Oritsejafor and the spirit of Judas
In an interview with the Vanguard newspaper, Pastor Ayo Oritsejafor spoke mournfully of the spirit of Judas as a factor in church destabilisation and division. That spirit, which he reiterates does not die, predisposes its host to betrayal and suicide, and is clearly evident in the church in Nigeria. He also groaned about the contempt Christians have for one another in these parts, especially for their leaders in the Christian Association of Nigeria (CAN), and for him in particular. If an advertisement excoriating the Sultan of Sokoto were sent out to newspapers, he hypothesized, they would decline to publish it. Conversely, sneered Pastor Oritsejafor, if an advertisement lampooning the CAN leader were given to newspapers, most of which are owned by Christians, they would enthusiastically oblige publication on prominent pages. “We betray each other; we compete with one another; we will do anything to destroy each other; we are so individualistic in our thinking,” he wailed.

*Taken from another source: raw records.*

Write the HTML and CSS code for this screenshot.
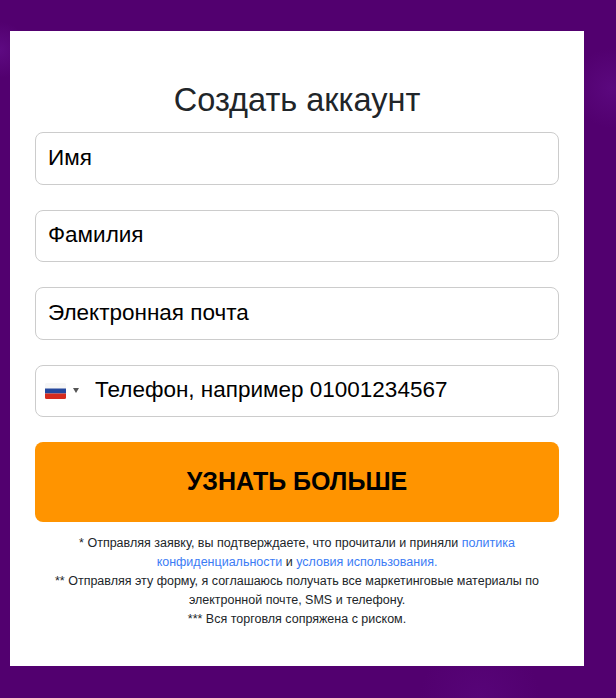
FILE: index.html
```html
<!DOCTYPE html>
<html lang="ru">
<head>
<meta charset="utf-8">
<title>Создать аккаунт</title>
<link rel="stylesheet" href="styles.css">
</head>
<body>
<main class="card">
  <h1 class="title">Создать аккаунт</h1>
  <form class="form">
    <input class="field" type="text" placeholder="Имя">
    <input class="field" type="text" placeholder="Фамилия">
    <input class="field" type="email" placeholder="Электронная почта">
    <div class="phone">
      <span class="flag-select">
        <svg class="flag" width="21" height="16" viewBox="0 0 21 16" aria-hidden="true">
          <rect width="21" height="16" rx="1.5" fill="#f6f6f6"/>
          <rect y="5.500" width="21" height="5" fill="#24479c"/>
          <path d="M0 10.500h21V14.500a1.500 1.500 0 0 1-1.500 1.500h-18A1.500 1.500 0 0 1 0 14.500z" fill="#d52b1e"/>
        </svg>
        <span class="caret"></span>
      </span>
      <input class="phone-input" type="tel" placeholder="Телефон, например 01001234567">
    </div>
    <button class="submit" type="button">УЗНАТЬ БОЛЬШЕ</button>
  </form>
  <div class="notes">
    <p>* Отправляя заявку, вы подтверждаете, что прочитали и приняли <a href="#">политика конфиденциальности</a> и <a href="#">условия использования.</a></p>
    <p>** Отправляя эту форму, я соглашаюсь получать все маркетинговые материалы по электронной почте, SMS и телефону.</p>
    <p>*** Вся торговля сопряжена с риском.</p>
  </div>
</main>
</body>
</html>
```
FILE: styles.css
```css
* { box-sizing: border-box; }
html, body { height: 100%; }
body {
  margin: 0;
  padding: 31px 32px 32px 10px;
  font-family: "Liberation Sans", Arial, sans-serif;
  background-color: #52006f;
  background-image:
    radial-gradient(circle at 612px 88px, #5b087e 0, rgba(91,8,126,0) 40px),
    radial-gradient(circle at 0 50px, #5e0a82 0, rgba(94,10,130,0) 28px),
    radial-gradient(circle at 480px 698px, #570478 0, rgba(87,4,120,0) 60px);
  overflow: hidden;
}
.card {
  background: #fff;
  height: 635px;
  padding: 48px 25px 0;
}
.title {
  margin: 0 0 11px;
  font-size: 32.500px;
  font-weight: 400;
  line-height: 42px;
  height: 42px;
  text-align: center;
  color: #212529;
}
.form { display: flex; flex-direction: column; }
.field, .phone {
  width: 100%;
  height: 52.500px;
  margin-bottom: 25px;
  border: 1px solid #ccc;
  border-radius: 8px;
  background: #fff;
}
.field, .phone-input {
  font-family: inherit;
  font-size: 22.500px;
  color: #000;
  outline: none;
}
.field { padding: 0 12px 1px; }
.field::placeholder, .phone-input::placeholder { color: #000; opacity: 1; }
.phone { display: flex; align-items: center; }
.flag-select { display: flex; align-items: center; gap: 7px; padding-left: 9px; width: 59px; flex: none; }
.flag { display: block; }
.caret {
  width: 0;
  height: 0;
  border-left: 3px solid transparent;
  border-right: 3px solid transparent;
  border-top: 5px solid #555;
  margin-bottom: 1px;
}
.phone-input { flex: 1; min-width: 0; height: 100%; border: 0; padding: 0 0 1px; background: transparent; }
.submit {
  height: 80px;
  border: 0;
  border-radius: 8px;
  padding: 0 0 2px;
  background: #ff9400;
  color: #000;
  font-family: inherit;
  font-size: 25px;
  font-weight: 700;
}
.notes {
  margin-top: 12px;
  padding: 0 10px;
  text-align: center;
  font-size: 12.500px;
  line-height: 19px;
  color: #212529;
}
.notes p { margin: 0; }
.notes a { color: #3b7cf5; text-decoration: none; }
```
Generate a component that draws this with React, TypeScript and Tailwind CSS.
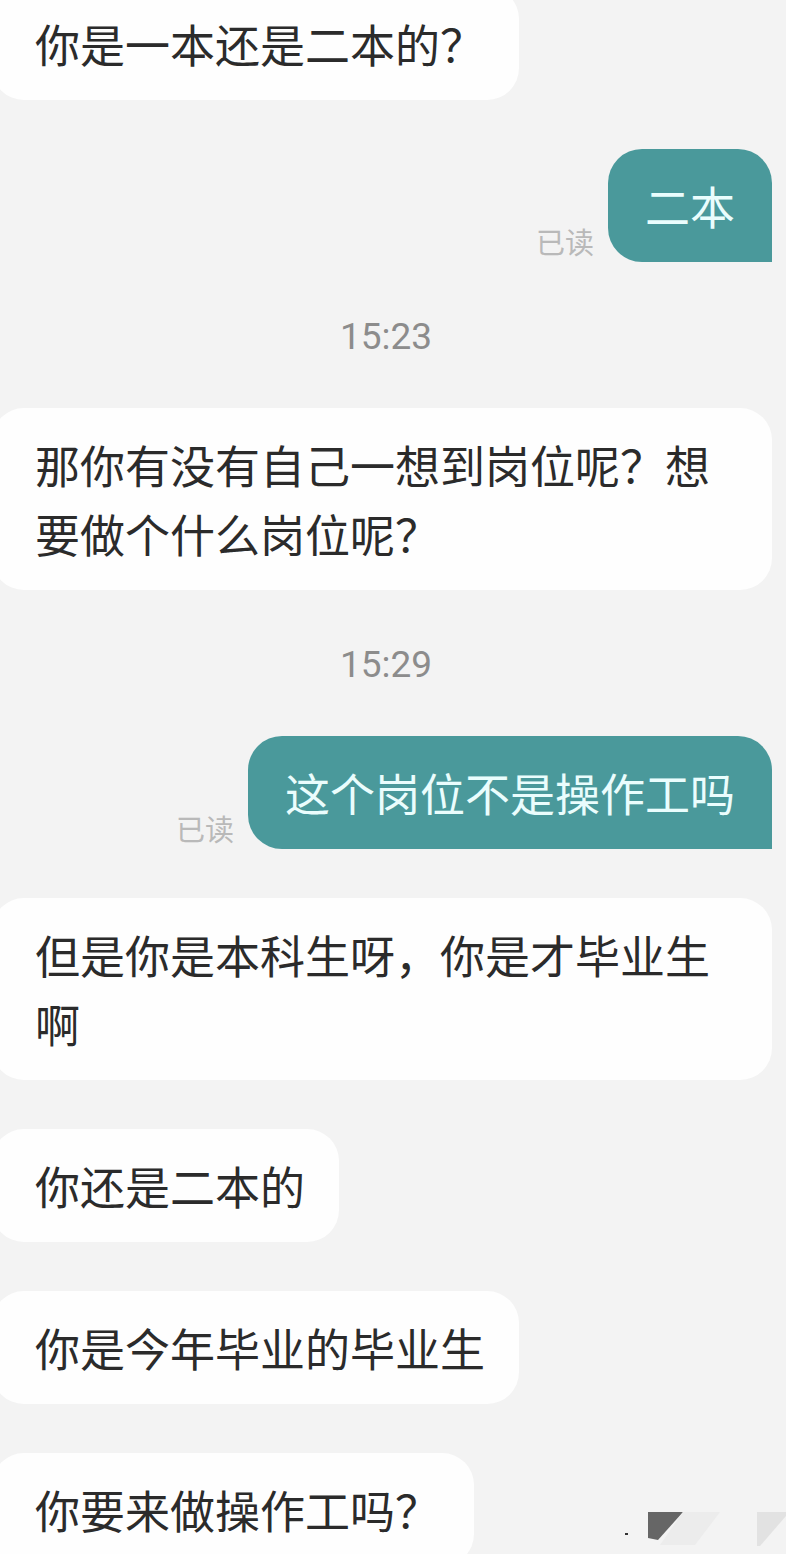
import type { ReactNode } from 'react';

function Left({ children }: { children: ReactNode }) {
  return (
    <div className="flex justify-start">
      <div className="-ml-2 max-w-[780px] rounded-[32px] bg-[#fefefe] py-[22px] pl-[43px] pr-[34px] text-[45px] leading-[69px] text-[#2b2b2b]">
        {children}
      </div>
    </div>
  );
}

function Right({ children }: { children: ReactNode }) {
  return (
    <div className="flex items-end justify-end gap-[14px] pr-[14px]">
      <span className="mb-[6px] text-[29px] leading-none text-[#b9b9b9]">已读</span>
      <div className="rounded-[34px] rounded-br-none bg-[#4a999b] px-[37px] py-[22px] text-[45px] leading-[69px] text-[#eafdfd]">
        {children}
      </div>
    </div>
  );
}

function Time({ t }: { t: string }) {
  return (
    <div className="h-[48px] pr-[14px] text-center font-['Roboto',sans-serif] text-[37px] leading-[52px] text-[#8c8c8c]">
      {t}
    </div>
  );
}

export default function App() {
  return (
    <div className="relative h-[1554px] w-[786px] overflow-hidden bg-[#f3f3f3] font-['Noto_Sans_CJK_SC','Noto_Sans',sans-serif]">
      <div className="-mt-[13px] flex flex-col gap-[49px]">
        <Left>你是一本还是二本的？</Left>
        <Right>二本</Right>
        <Time t="15:23" />
        <Left>那你有没有自己一想到岗位呢？想要做个什么岗位呢？</Left>
        <Time t="15:29" />
        <Right>这个岗位不是操作工吗</Right>
        <Left>但是你是本科生呀，你是才毕业生啊</Left>
        <Left>你还是二本的</Left>
        <Left>你是今年毕业的毕业生</Left>
        <Left>你要来做操作工吗？</Left>
      </div>

      {/* watermark fragment, bottom right */}
      <svg className="absolute bottom-0 right-0" width="170" height="54" viewBox="616 1500 170 54">
        <rect x="625" y="1533" width="3" height="2" fill="#333" />
        <polygon points="648,1512 683,1512 658,1540 648,1538" fill="#666" />
        <polygon points="683,1512 720,1512 695,1545 660,1545" fill="#ececec" />
        <polygon points="757,1512 786,1512 786,1516 760,1546 757,1546" fill="#e2e2e2" />
      </svg>
    </div>
  );
}
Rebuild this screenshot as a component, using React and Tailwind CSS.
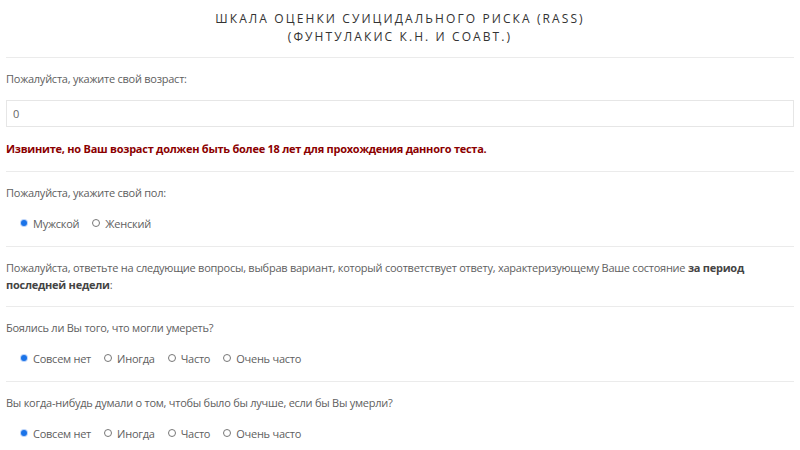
import React, {useState} from 'react'

const Radio = ({checked, label, onClick}) => (
    <label onClick={onClick} className="flex items-center gap-[5px] cursor-pointer">
        {checked ? (
            <span className="w-[8px] h-[8px] rounded-full bg-[#bcd4fa] flex items-center justify-center">
                <span className="w-[6px] h-[6px] rounded-full bg-[#1a73e8]" />
            </span>
        ) : (
            <span className="w-[8px] h-[8px] rounded-full border border-[#777] bg-white" />
        )}
        <span>{label}</span>
    </label>
)

const RadioGroup = ({options}) => {
    const [value, setValue] = useState(0)
    return (
        <div className="flex items-center h-[18px] gap-[13px] pl-[14px]">
            {options.map((o, i) => (
                <Radio key={o} label={o} checked={value === i} onClick={() => setValue(i)} />
            ))}
        </div>
    )
}

const Section = ({children, tight}) => (
    <div className={tight
        ? "border-t border-[#ebebeb] pt-[12px] pb-[13px] flex flex-col gap-[13px]"
        : "border-t border-[#ebebeb] pt-[12px] pb-[14px] flex flex-col gap-[13px]"}>
        {children}
    </div>
)

const answers = ['Совсем нет', 'Иногда', 'Часто', 'Очень часто']

export default function App() {
    const [age, setAge] = useState('0')
    return (
        <div className="w-[800px] h-[450px] overflow-hidden bg-white px-[6px] text-[11px] leading-[17px] tracking-[-0.25px] text-[#606060]" style={{fontFamily: '"Open Sans", "Noto Sans", sans-serif'}}>
            <div className="pt-[10px] pb-[11px] text-center text-[12px] leading-[18px] tracking-[2.1px] uppercase text-[#333]">
                <div>Шкала оценки суицидального риска (RASS)</div>
                <div>(Фунтулакис К.Н. и соавт.)</div>
            </div>

            <Section>
                <div>Пожалуйста, укажите свой возраст:</div>
                <input
                    value={age}
                    onChange={e => setAge(e.target.value)}
                    className="w-full h-[27px] border border-[#e6e6e6] px-[6px] text-[11px] text-[#666] outline-none"
                />
                <div className="font-bold text-[#8b0000]">Извините, но Ваш возраст должен быть более 18 лет для прохождения данного теста.</div>
            </Section>

            <Section>
                <div>Пожалуйста, укажите свой пол:</div>
                <RadioGroup options={['Мужской', 'Женский']} />
            </Section>

            <Section tight>
                <p>
                    Пожалуйста, ответьте на следующие вопросы, выбрав вариант, который соответствует ответу, характеризующему Ваше состояние <span className="font-bold text-[#444]">за период последней недели</span>:
                </p>
            </Section>

            <Section>
                <div>Боялись ли Вы того, что могли умереть?</div>
                <RadioGroup options={answers} />
            </Section>

            <Section>
                <div>Вы когда-нибудь думали о том, чтобы было бы лучше, если бы Вы умерли?</div>
                <RadioGroup options={answers} />
            </Section>
        </div>
    )
}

To illustrate very vividly how badly division among Christians has retarded church growth, Pastor Oritsejafor drew upon the lessons of history to justify his sweeping conclusions. Virtually the entire North Africa was at one time Christian, he reminded everyone. And Turkey, which is now essentially Muslim, was so Christian before Ottoman rule that the seven churches to which Jesus Christ addressed his seven letters were located in that geographic space. And Tarsus, famously Pauline, was also located in Turkey, not to talk of one of, if not the most, adorable and magnificent architectural pieces of those times built in Constantinople. Pastor Oritsejafor amply proved his point. Church division is doubtless a factor in the slowing of church expansion and growth, and few can question the CAN leader’s bona fides, nor his absolute commitment to the work of Christ.
The problem, however, is how conveniently he blames others while exculpating himself. He is right to identify division in the church, much of it needless and wasteful; and he is even righter to remark how easily and heedlessly Christians take one another to court, even before non-Christian judges, though the scriptures say they will judge the world. Few can question Pastor Oritsejafor’s exegesis, let alone his breathtaking familiarity with church history. But can the CAN president realistically exonerate himself from the morass that has overtaken the church specifically under his watch? Is it true that the media is needlessly harsher on him than it is on others, including the Sultan of Sokoto? Is the problem just a matter of petty division, acrimony and rivalry?
It does appear, however, that whatever divisions plagued the church were nothing out of the ordinary until the CAN presidency of Pastor Oritsejafor turned them into a spectre. There were divisions in the early church, but these did not bar the spread of the gospel, as the Book of Acts illustrated clearly, and Apostle Paul himself alluded to in some of his epistles. In those days, there were exegetical differences and methodological disagreements. Despite these abutments, the church expanded and flourished until, in particular, the Middle Ages, when complacency, doctrinal corruption, yoking with the state, and other distractions lured Christians into idolatry and bigotry. In like manner, what ails the church in Nigeria today is probably less the matter of division as it is evidently the Christian leaders’ quest for identification with the state and immersion in the pleasures and wealth of the times.
Let Pastor Oritsejafor carry out intense self-examination before he points fingers of guilt at other Christians. It is true division exists in the church, but there is no human organisation, not to talk of the highly subjective and emotive world of religion, where that problem does not fester. The unity the CAN leader craves is utopian. It is not evident among the hosts of heaven, and it will not be evident on earth until the end of days. The division Pastor Oritsejafor observes does not militate against church growth as much as the loss of focus of church leaders obliterates Christian influence in parts of the world, as the CAN leader himself observed of the Maghreb and Turkey. The early church grew despite apostasy, horrifying spectacles of persecution, and extreme deprivation. If the modern church is not growing in Nigeria as Pastor Oritsejafor hopes, he should locate the problem elsewhere. It is certainly not because those he expects to respect him and unite around his leadership instead fear the Sultan of Sokoto.
The CAN leader should ask himself what he did to advance the Christian principles and values he and other leaders like himself inherited from the early church. He should ask himself whether his closeness to the former president, Goodluck Jonathan, helped to preserve and advance the cause of the gospel both of them claim to be enamoured of, or whether that closeness did in fact constitute a hindrance and a drawback to promoting Christ in Nigeria. He must ask himself whether the controversies that swirled around him, including the commercialisation of his private/missionary jet, portrayed him and the gospel well. Reading the interview closely, it seemed more the remonstrances of a pastor needled by guilt, of a pastor unwilling to admit he should have done things differently, of a pastor who though brilliant and committed to the gospel nonetheless can’t bring himself to admit he did any wrong. His exculpation will, however, not be complete until he admits that his relationship with the former president went beyond the finest ideals enunciated by the early church.